I know about NSAutoreleasePool, but that doesn't help with malloc, only NSObject.

Tags: , , ,

18 Responses:

  1. I have a patch here from my Firefox-for-iOS port that reads in font metrics, I'm not sure if it gets you exactly what you want, or if it's just way too much code:

    The implementation of InitMetricsFromSfntTables is over here:

    I think we do that because operating systems can't be trusted to actually parse fonts safely (and we parse random fonts from random websites nowadays).

  2. Jon Parise says:

    Perhaps you're looking for something like NSZone?

    • jwz says:

      From that page: "zones no longer allow one to mass-deallocate objects without messing about with actual deallocation".

  3. mikeash says:

    The ultimate font API on iOS is CoreText. I don't know offhand how to get this information with it, but that's where you'll want to look.

    For your allocation stuff, if you just need temporary allocations without wanting to worry about freeing the stuff at the end, you can this fun hack to get a memory region whose lifetime is tied to the autorelease pool: [[NSMutableData dataWithLength: yourLengthHere] mutableBytes].

  4. rob mayoff says:

    You need to get a CTFont for your font. This is different than a CGFont or a UIFont. You can convert from a CGFont to a CTFont using CTFontCreateWithGraphicsFont. Once you have the CTFont, you can use CTFontGetGlyphsForCharacters to get the glyphs for an array of UniChar (16-bit Unicode character codes). You can then use CTFontCreatePathForGlyph, or CTFontGetBoundingRectsForGlyph, or CTFontGetAdvancesForGlyph on each glyph.

    • jwz says:

      That works, thanks!

      It does seem really weird that there seems to be no CoreGraphics way to transform a UniChar to a CGGlyph, given that CoreGraphics has all of these functions that take CGGlyphs as arguments, but it looks like CTFontGetGlyphsForCharacters is the only game in town for that.

      • Dusk says:

        There often isn't a 1:1 relationship between characters and glyphs. For instance, some fancy fonts (e.g, Zapfino) have ligatures which will convert particular sequences of characters (e.g, "fi", "fl", "st", "Zapfino") into special glyphs. Non-Latin scripts where the glyphs used for a single character will customarily be rendered differently if the character appears at the start or end of a word. (English used to have something similar: "s" -> long-s "ſ".) Additionally, some combining characters will generate different glyphs based on the base character -- for instance, the accent on "é" is in a different location than the one on "É", even though both characters may have been generated using the same combining acute mark.

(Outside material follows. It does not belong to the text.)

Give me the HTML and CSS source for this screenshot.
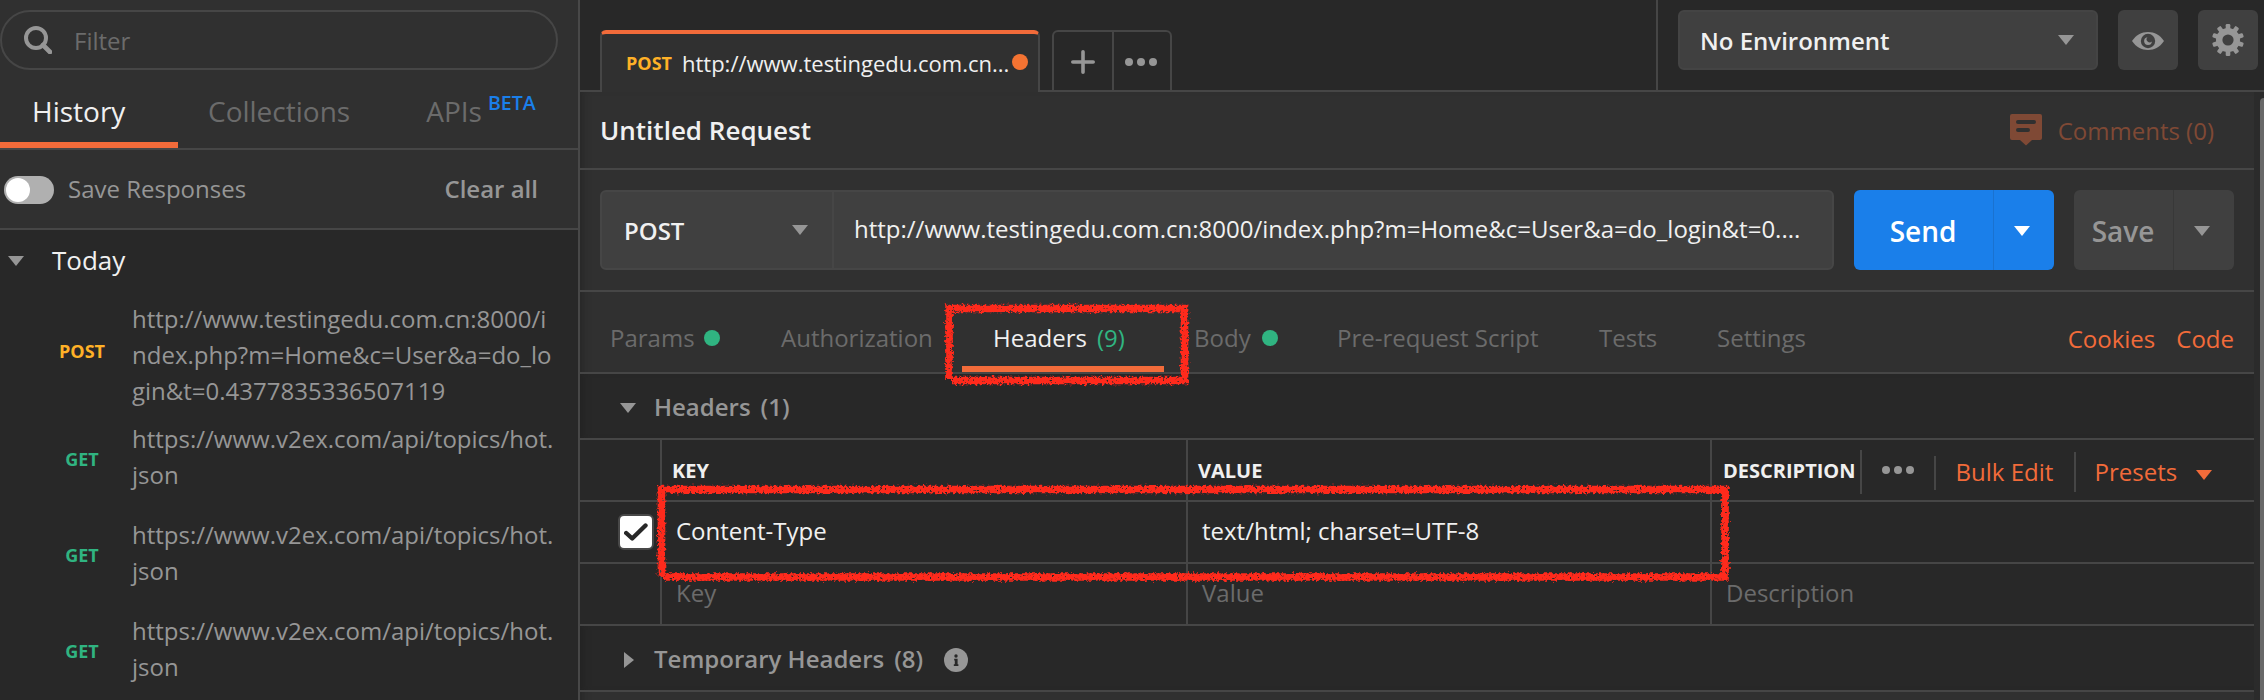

        I'm sure that most of this isn't relevant to your use-case, and you're probably wondering why there isn't some shortcut for what you're doing but… well, now you know.

        • Nick Lamb says:

          Yeah, this also means that "divide and conquer" strategies (trying to divide a string into characters for rendering) will usually appear to work right up until you render something more interesting than "Hello, world" whereupon they will fall apart into tiny sharp pieces that can pierce a lung.

          Sorry, blame several thousand years of scribes inventing various strange methods of turning spoken language into symbols none of which have been fully deprecated except arguably boustrophedon. The only way Unicode made this any worse was by bringing about the situation that there's also no 1:1 relationship between characters (to most people's understanding) and Unicode code points AND Unicode code points can consist of more than one Unicode code unit in the encodings people actually use. The terrifying truth is that this was probably the least insane way forward and the main consequence is that anything claiming to be a "character" data type in the Unicode era is either a small integer type with a misleading name (C, Java, C# etc.), or the worst example of leaky abstractions you'll encounter all year and sometimes both. Just use strings everywhere and try to foist as much of the work onto the OS or libraries as possible.

          • Brains are fuzzy pattern-matchers, not digital computers, and all information that is meant for humans to process is a mess to deal with for computers.

            Try to model dates and times. Or postal addresses. Or personal names. Or devise an internationalisation framework that lets programs produce output translated to other languages with correct pluralisation (what in English you’d do with 'unit' + (num == 1 ? '' : 's') – you know).

            It’s not just scribes. Everywhere computers intersect with human cognition, the code is some sort of mess. And the mess differs by culture.

          • Steen says:

            none of which have been fully deprecated except arguably boustrophedon.

            And Comic Sans.

      • hattifattener says:

        CoreText is my suggestion too. It's painfully inflexible (all the iOS guys at Apple have apparently forgotten what object orientation was good for), but works quite well if you stay inside what they thought about when they wrote it. If I were you I'd actually lay out the text and get CTRuns, then measure glyph properties of those in the aggregate. the "image bounds" is presumably what you want.

  5. Adam Goode says:

    For malloc stuff, I like to use the tiny halloc library for this:!/halloc

  6. Ewen McNeill says:

    On the malloc() pool front, I'd normally have suggested talloc (a hierarchical malloc()/free() wrapper, from the Samba project). But the LGPL license might be an issue for use on iOS. So the (BSD-licensed) halloc mentioned by Adam Goode might be more suitable for that use case.


  7. Michael G says:

    Not quite exactly the same as a private heap but this will give you convenient automatic cleanup using the regular NSAutoreleasePool mechanism. You just stick your malloc onto an NSData and tell it to free it when the NSData is released:

    void* malloc_autorelease( size_t size )
        // The memory will be freed when the current autorelease pool is cleared.
        void* p = malloc( size );
        if ( p ) [NSData dataWithBytesNoCopy:p length:size freeWhenDone:YES];
        return p;

    - Michael

  8. Jesus. That crap actually makes me miss PostScript...

  9. Eric says:

    Take a look at the malloc_zone stuff in malloc.h; I think it'll do what you're looking for.